(Request):
Tally the lines below that contain "with". The number is the whole answer.

(Provided material):
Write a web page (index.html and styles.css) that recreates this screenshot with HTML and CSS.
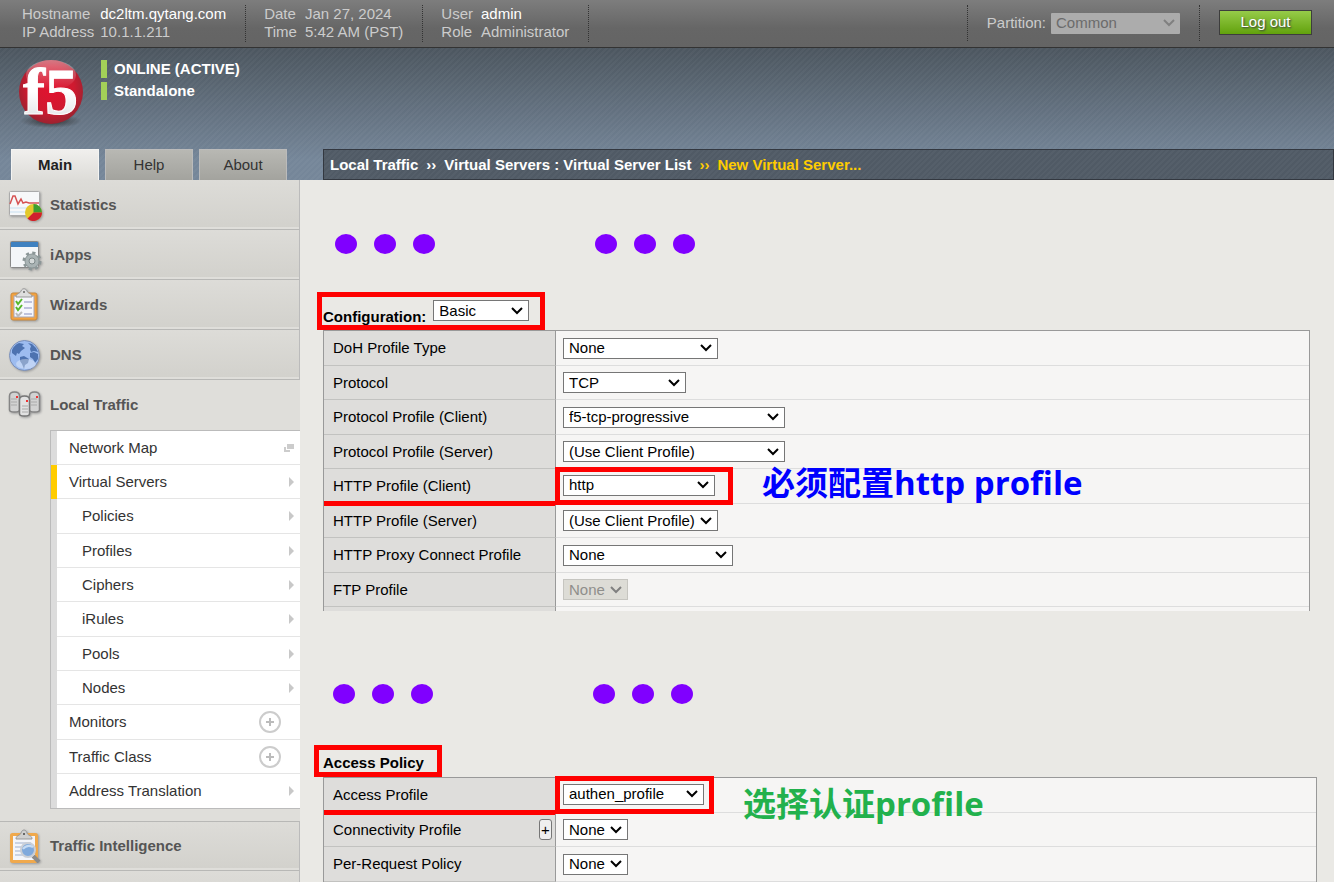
FILE: index.html
```html
<!DOCTYPE html>
<html lang="en">
<head>
<meta charset="utf-8">
<title>BIG-IP - New Virtual Server</title>
<link rel="stylesheet" href="styles.css">
</head>
<body>
<header class="topbar">
  <dl class="info"><dt>Hostname</dt><dd class="strong">dc2ltm.qytang.com</dd><dt>IP Address</dt><dd>10.1.1.211</dd></dl>
  <dl class="info"><dt>Date</dt><dd>Jan 27, 2024</dd><dt>Time</dt><dd>5:42 AM (PST)</dd></dl>
  <dl class="info"><dt>User</dt><dd class="strong">admin</dd><dt>Role</dt><dd>Administrator</dd></dl>
  <div class="partition">
    <label for="partition">Partition:</label>
    <select id="partition" disabled><option>Common</option></select>
  </div>
  <button class="logout" type="button">Log out</button>
</header>

<div class="banner">
  <div class="device">
    <svg class="logo" viewBox="0 0 72 72" role="img" aria-label="f5">
      <defs>
        <radialGradient id="ball" cx="50%" cy="45%" r="60%"><stop offset="0" stop-color="#e2122f"/><stop offset=".6" stop-color="#cf1a30"/><stop offset="1" stop-color="#8d2530"/></radialGradient>
        <linearGradient id="shine" x1="0" y1="0" x2="0" y2="1"><stop offset="0" stop-color="#fff" stop-opacity=".4"/><stop offset="1" stop-color="#fff" stop-opacity="0"/></linearGradient>
        <linearGradient id="letters" x1="0" y1="0" x2="0" y2="1"><stop offset=".5" stop-color="#fff"/><stop offset="1" stop-color="#d9dde0"/></linearGradient>
        <radialGradient id="shade"><stop offset="0" stop-color="#222" stop-opacity=".9"/><stop offset="1" stop-color="#333" stop-opacity="0"/></radialGradient>
      </defs>
      <ellipse cx="36" cy="65" rx="31" ry="7" fill="url(#shade)"/>
      <circle cx="36" cy="36" r="32" fill="url(#ball)"/>
      <ellipse cx="36" cy="19" rx="25" ry="15" fill="url(#shine)"/>
      <text class="logo-text" x="8" y="58" fill="url(#letters)">f5</text>
    </svg>
    <div class="status"><p>ONLINE (ACTIVE)</p><p>Standalone</p></div>
  </div>
  <div class="navrow">
    <nav class="tabs"><a class="tab active" href="#">Main</a><a class="tab" href="#">Help</a><a class="tab" href="#">About</a></nav>
    <div class="crumbs"><span>Local Traffic</span><span>››</span><span>Virtual Servers : Virtual Server List</span><span class="here">››</span><span class="here">New Virtual Server...</span></div>
  </div>
</div>

<div class="layout">
  <nav class="sidebar">
    <a class="item" href="#">
      <svg viewBox="0 0 34 34"><rect x="1.500" y="3.500" width="30" height="24" rx="1" fill="#f7f8f9" stroke="#aaa"/><path d="M2 20h29M2 24h29" stroke="#c7dff0"/><path d="M2 16l3-8 2 0 3 8 3-5 2 4 3-1 3 1h10" fill="none" stroke="#d65353" stroke-width="1.500"/><circle cx="25.500" cy="24.500" r="8.500" fill="#e3c82b"/><path d="M25.500 24.500V16a8.500 8.500 0 0 1 8.500 8.500z" fill="#3d9e30"/><path d="M25.500 24.500H34a8.500 8.500 0 0 1-14.500 6z" fill="#d0202e"/></svg>
      Statistics</a>
    <a class="item" href="#">
      <svg viewBox="0 0 34 34"><rect x="2.500" y="3.500" width="28" height="26" rx="1" fill="#f4f6f8" stroke="#888"/><path d="M3 4h27v5H3z" fill="#3f81c0"/><circle cx="24" cy="23" r="8" fill="none" stroke="#8b9697" stroke-width="3" stroke-dasharray="3.140 3.140"/><circle cx="24" cy="23" r="7" fill="#a9b3b4" stroke="#8b9697"/><circle cx="24" cy="23" r="3" fill="#d4d9d9" stroke="#7e898a"/></svg>
      iApps</a>
    <a class="item" href="#">
      <svg viewBox="0 0 34 34"><rect x="3" y="5" width="26" height="27" rx="2" fill="#f2a23f" stroke="#c98a40"/><rect x="6" y="8" width="20" height="21" fill="#f6f7fc" stroke="#a9a6b5"/><path d="M8 13l2 3 4-5M8 19l2 3 4-5" fill="none" stroke="#57b82c" stroke-width="2"/><path d="M8 25l2 3 4-4" fill="none" stroke="#bbb" stroke-width="2"/><path d="M16 14h8M16 20h8M16 26h8" stroke="#bfc3dd" stroke-width="2"/><path d="M8 9c0-4 4-3 5-6 1-3 5-3 6 0 1 3 5 2 5 6z" fill="#dedede" stroke="#999"/><circle cx="16" cy="4" r="1" fill="#666"/></svg>
      Wizards</a>
    <a class="item" href="#">
      <svg viewBox="0 0 34 34"><circle cx="16.500" cy="17.500" r="15" fill="#9dbcf0" stroke="#7c90b8"/><path d="M4 12c2-4 4-6 7-7l5 1-2 2 3 2-4 3-2 3-2-1-1 3-4-3zM12 19l4-1 5 3-1 4-3 2-1 4-2-5-2-3zM20 5l4 1 4 4 2 4-4-1-3 1-1-3 1-3z" fill="#4d72b0"/><path d="M22 15l4-1 4 2 0 5-3 4-2-4-3-2z" fill="#4d72b0"/><ellipse cx="18" cy="26" rx="10" ry="5" fill="#fff" opacity=".35"/></svg>
      DNS</a>
    <a class="item open" href="#">
      <svg viewBox="0 0 34 34"><g id="srv"><path d="M1.500 8q0-4 5-4t5 4v14q0 2-5 2t-5-2z" fill="#d2d2d2" stroke="#858585" stroke-width="1.500"/><path d="M3 11h6M3 14h6M3 17h6" stroke="#aaa"/><path d="M8 8h2v2H8z" fill="#e33"/></g><use href="#srv" x="20"/><path d="M11.500 12q0-4 5-4t5 4v14q0 2-5 2t-5-2z" fill="#e2e2e2" stroke="#777" stroke-width="1.500"/><path d="M14 18h6M14 21h6M14 24h6" stroke="#aaa"/><path d="M18 12h2v2h-2z" fill="#e33"/></svg>
      Local Traffic</a>
    <ul class="submenu">
      <li><a href="#">Network Map <svg class="popout" viewBox="0 0 10 8"><path d="M3 0h7v5H3z" fill="#ccc"/><path d="M2 3H0v5h6V6H2z" fill="#ccc"/></svg></a></li>
      <li class="current"><a href="#">Virtual Servers <i class="arrow"></i></a></li>
      <li class="child"><a href="#">Policies <i class="arrow"></i></a></li>
      <li class="child"><a href="#">Profiles <i class="arrow"></i></a></li>
      <li class="child"><a href="#">Ciphers <i class="arrow"></i></a></li>
      <li class="child"><a href="#">iRules <i class="arrow"></i></a></li>
      <li class="child"><a href="#">Pools <i class="arrow"></i></a></li>
      <li class="child"><a href="#">Nodes <i class="arrow"></i></a></li>
      <li><a href="#">Monitors <svg class="add" viewBox="0 0 24 24"><circle cx="12" cy="12" r="10" fill="#fff" stroke="#ccc" stroke-width="2"/><path d="M12 8v8M8 12h8" stroke="#bbb" stroke-width="2"/></svg></a></li>
      <li><a href="#">Traffic Class <svg class="add" viewBox="0 0 24 24"><circle cx="12" cy="12" r="10" fill="#fff" stroke="#ccc" stroke-width="2"/><path d="M12 8v8M8 12h8" stroke="#bbb" stroke-width="2"/></svg></a></li>
      <li><a href="#">Address Translation <i class="arrow"></i></a></li>
    </ul>
    <a class="item" href="#">
      <svg viewBox="0 0 34 34"><rect x="3.500" y="5.500" width="25" height="27" rx="1" fill="#f3f5fa" stroke="#f0a94c" stroke-width="3"/><path d="M7 14h16M7 18h16M7 22h16M7 26h10" stroke="#bcc6dc" stroke-width="1.500"/><path d="M8 10c0-4 4-3 5-6 1-4 5-4 6 0 1 3 5 2 5 6z" fill="#cfcfcf" stroke="#999"/><circle cx="16" cy="5" r="1" fill="#444"/><path d="M25 27l6 6" stroke="#8b8b8b" stroke-width="4"/><circle cx="20" cy="21" r="7" fill="#7fa9dc" stroke="#c9ced6" stroke-width="2"/><path d="M15 20q4-5 10-2" fill="none" stroke="#c5dbf4" stroke-width="2"/></svg>
      Traffic Intelligence</a>
    <div class="item"></div>
  </nav>

  <main class="content">
    <div class="dots first"><i></i><i></i><i></i><i class="jump"></i><i></i><i></i></div>
    <div class="heading config"><label for="config">Configuration:</label><select id="config" class="w96"><option>Basic</option></select></div>
    <table class="settings">
      <tr><th><label for="doh">DoH Profile Type</label></th><td><select id="doh" class="w155"><option>None</option></select></td></tr>
      <tr><th><label for="proto">Protocol</label></th><td><select id="proto" class="w123"><option>TCP</option></select></td></tr>
      <tr><th><label for="ppc">Protocol Profile (Client)</label></th><td><select id="ppc" class="w222"><option>f5-tcp-progressive</option></select></td></tr>
      <tr><th><label for="pps">Protocol Profile (Server)</label></th><td><select id="pps" class="w222"><option>(Use Client Profile)</option></select></td></tr>
      <tr class="marked"><th><label for="hpc">HTTP Profile (Client)</label></th><td><div class="cell"><span class="frame wide"><select id="hpc" class="w152"><option>http</option></select></span><strong class="note blue">必须配置http profile</strong></div></td></tr>
      <tr><th><label for="hps">HTTP Profile (Server)</label></th><td><select id="hps" class="w155"><option>(Use Client Profile)</option></select></td></tr>
      <tr><th><label for="hpx">HTTP Proxy Connect Profile</label></th><td><select id="hpx" class="w170"><option>None</option></select></td></tr>
      <tr><th><label for="ftp">FTP Profile</label></th><td><select id="ftp" class="w65" disabled><option>None</option></select></td></tr>
      <tr class="stub"><th></th><td></td></tr>
    </table>

    <div class="dots second"><i></i><i></i><i></i><i class="jump"></i><i></i><i></i></div>
    <h2 class="heading policy">Access Policy</h2>
    <table class="settings full">
      <tr class="marked"><th><label for="ap">Access Profile</label></th><td><div class="cell"><span class="frame"><select id="ap" class="w141"><option>authen_profile</option></select></span><strong class="note green">选择认证profile</strong></div></td></tr>
      <tr><th><div class="with-button"><label for="cp">Connectivity Profile</label><button class="plus" type="button" aria-label="Add connectivity profile">+</button></div></th><td><select id="cp" class="w65"><option>None</option></select></td></tr>
      <tr><th><label for="prp">Per-Request Policy</label></th><td><select id="prp" class="w65"><option>None</option></select></td></tr>
      <tr class="stub"><th></th><td></td></tr>
    </table>
  </main>
</div>
</body>
</html>
```
FILE: styles.css
```css
* { box-sizing: border-box; }
body {
  margin: 0;
  height: 100vh;
  overflow: hidden;
  display: flex;
  flex-direction: column;
  background: #eae9e5;
  color: #000;
  font: 15px/18px "Liberation Sans", Arial, sans-serif;
}
a { color: inherit; text-decoration: none; }
select, button { font: inherit; }
select {
  display: block;
  appearance: none;
  height: 21px;
  padding: 0 0 0 5px;
  border: 1px solid #767676;
  border-radius: 0;
  background: #fff url("data:image/svg+xml,%3Csvg xmlns='http://www.w3.org/2000/svg' width='12' height='8'%3E%3Cpath d='M1 1l5 5 5-5' fill='none' stroke='black' stroke-width='2'/%3E%3C/svg%3E") no-repeat right 5px center;
  color: #000;
}
select:disabled {
  opacity: 1;
  background-color: #dddcd6;
  background-image: url("data:image/svg+xml,%3Csvg xmlns='http://www.w3.org/2000/svg' width='12' height='8'%3E%3Cpath d='M1 1l5 5 5-5' fill='none' stroke='gray' stroke-width='2'/%3E%3C/svg%3E");
  border-color: #c6c5c0;
  color: #8f8e8b;
}

/* Top bar */
.topbar {
  flex: none;
  display: flex;
  align-items: flex-start;
  padding: 5px 22px 5px 3px;
  background: linear-gradient(#7d7d7d, #666 60%, #646464);
  border-bottom: 1px solid #333;
  color: #ccc;
}
.info {
  display: grid;
  grid-template-columns: auto auto;
  column-gap: 6px;
  margin: 0;
  padding: 0 19px 1px;
  border-right: 1px dotted #333;
}
.info:not(:first-child) { column-gap: 8px; padding-left: 18px; }
.info dd { margin: 0; }
.info .strong { color: #fff; }
.partition {
  display: flex;
  align-items: center;
  gap: 5px;
  height: 36px;
  margin-left: auto;
  padding: 0 19px;
  border: 1px dotted #333;
  border-width: 0 1px;
}
.partition select { width: 129px; border: 0; border-radius: 1px; background-color: #acacac; color: #6b6b6b; }
.logout {
  width: 93px;
  height: 25px;
  margin: 5px 0 0 19px;
  padding: 0 0 2px;
  border: 1px solid #3d3d3d;
  background: linear-gradient(#96cb49, #62a20d);
  color: #fff;
  text-shadow: 1px 1px 2px #334;
}

/* Banner */
.banner {
  flex: none;
  background:
    repeating-linear-gradient(135deg, rgba(255,255,255,.03) 0 2px, transparent 2px 4px),
    linear-gradient(#4c565f, #758699 85%);
}
.device { display: flex; height: 101px; padding: 8px 15px; }
.logo { width: 72px; height: 72px; overflow: visible; }
.logo-text { font: bold 66px "Liberation Serif", serif; stroke: #fff; stroke-width: 1px; }
.status { padding: 4px 14px; color: #fff; font-weight: bold; }
.status p { margin: 0 0 4px; padding-left: 7px; border-left: 6px solid #a3d058; }
.navrow { display: flex; height: 31px; }
.tabs { flex: none; display: flex; gap: 6px; width: 323px; padding-left: 11px; }
.tab { width: 88px; padding-top: 6px; text-align: center; background: linear-gradient(#b8b8b3, #a3a39e); color: #333; border: 1px solid #bbb; border-bottom: 0; }
.tab.active { background: linear-gradient(#f0efed, #dddcd8); color: #222; font-weight: bold; border-color: #f4f4f2; }
.crumbs {
  flex: 1;
  display: flex;
  gap: 8px;
  padding: 6px;
  border: 1px solid #333840;
  background: repeating-linear-gradient(135deg, rgba(255,255,255,.03) 0 2px, transparent 2px 4px), #505a65;
  color: #fff;
  font-weight: bold;
}
.crumbs .here { color: #fc0; }

/* Sidebar */
.layout { flex: 1; min-height: 0; display: flex; }
.sidebar { flex: none; width: 300px; background: #dfdeda; }
.item {
  display: flex;
  align-items: center;
  gap: 8px;
  height: 50px;
  padding: 0 8px;
  border-right: 1px solid #bbb;
  border-bottom: 1px solid #b8b8b6;
  box-shadow: inset 0 -2px #dfdeda;
  background: linear-gradient(#dddcd8, #d2d1cc);
  color: #555;
  font-weight: bold;
}
.item svg { width: 34px; height: 34px; filter: drop-shadow(1px 1px 1px #999); }
.item.open { border-color: transparent; background: none; box-shadow: none; }
.submenu {
  margin: 0 0 12px 50px;
  padding: 0;
  list-style: none;
  border: 1px solid #bbb;
  border-right: 0;
  background: #fff;
}
.submenu li { height: 34px; border-left: 6px solid #dcdcdc; }
.submenu li:nth-child(3n) { height: 35px; }
.submenu .current { border-left-color: #fc0; }
.submenu a {
  display: flex;
  align-items: center;
  justify-content: space-between;
  height: 100%;
  padding: 0 6px 0 12px;
  border-bottom: 1px solid #e5e5e5;
  color: #333;
}
.submenu li:last-child a { border-bottom: 0; }
.submenu .child a { padding-left: 25px; }
.arrow { border: 5px solid transparent; border-left-color: #c8c8c8; border-right-width: 0; }
.popout { width: 10px; height: 8px; }
.add { width: 24px; height: 24px; margin-right: 12px; }
.submenu + .item { border-top: 1px solid #b8b8b6; }

/* Settings pages */
.content { flex: 1; min-width: 0; padding: 54px 17px 0 23px; }
.dots { display: flex; gap: 17px; }
.dots i { width: 22px; height: 20px; border-radius: 50%; background: #8000ff; }
.dots .jump { margin-left: 143px; }
.dots.first { margin: 0 0 38px 12px; }
.dots.second { margin: 73px 0 41px 10px; }
.heading {
  display: flex;
  width: max-content;
  margin: 0;
  border: 5px solid #f00;
  font: bold 15px/18px "Liberation Sans", Arial, sans-serif;
}
.config { align-items: flex-start; gap: 7px; margin-left: -6px; padding: 3px 11px 4px 1px; }
.config label { padding-top: 8px; height: 21px; }
.config select { font-weight: normal; }
.policy { margin-left: -9px; padding: 4px 13px 0 4px; }
.settings {
  width: calc(100% - 7px);
  border-collapse: separate;
  border-spacing: 0;
  border: 1px solid #999;
  border-bottom: 0;
  background: #f6f5f4;
}
.settings.full { width: 100%; }
.settings tr { height: 35px; }
.settings tr:nth-child(even) { height: 34px; }
.settings tr.stub { height: 4px; }
.settings th, .settings td { padding: 0; border-bottom: 1px solid #ddd; }
.settings th {
  width: 232px;
  padding-left: 9px;
  border-right: 1px solid #999;
  border-bottom-color: #c2c2c0;
  background: #dedddb;
  text-align: left;
  font-weight: normal;
}
.settings td { padding-left: 7px; }
.settings .marked td { padding-bottom: 2px; }
.settings .stub th, .settings .stub td { border-bottom: 0; }
.with-button { display: flex; justify-content: space-between; align-items: center; padding-right: 3px; }
.plus { width: 13px; height: 21px; padding: 0; border: 1px solid #767676; border-radius: 3px; background: #efefef; }

/* Callouts drawn over the rows */
.marked th, .cell, .frame { position: relative; }
.cell { display: flex; }
.marked th::after { content: ""; position: absolute; z-index: 1; left: 0; right: 0; bottom: -3px; height: 5px; background: #f00; }
.frame::before { content: ""; position: absolute; z-index: 1; inset: -8px -10px -9px -8px; border: 5px solid #f00; pointer-events: none; }
.frame.wide::before { right: -18px; }
.note {
  position: absolute;
  z-index: 1;
  font: bold 33px/40px "Open Sans", "Noto Sans CJK SC", sans-serif;
  white-space: nowrap;
}
.blue { left: 199px; top: -12px; color: #00f; }
.green { left: 180px; top: 0; color: #22b14c; }

.w65 { width: 65px; }
.w96 { width: 96px; }
.w123 { width: 123px; }
.w141 { width: 141px; }
.w152 { width: 152px; }
.w155 { width: 155px; }
.w170 { width: 170px; }
.w222 { width: 222px; }
```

(Complete answer):
3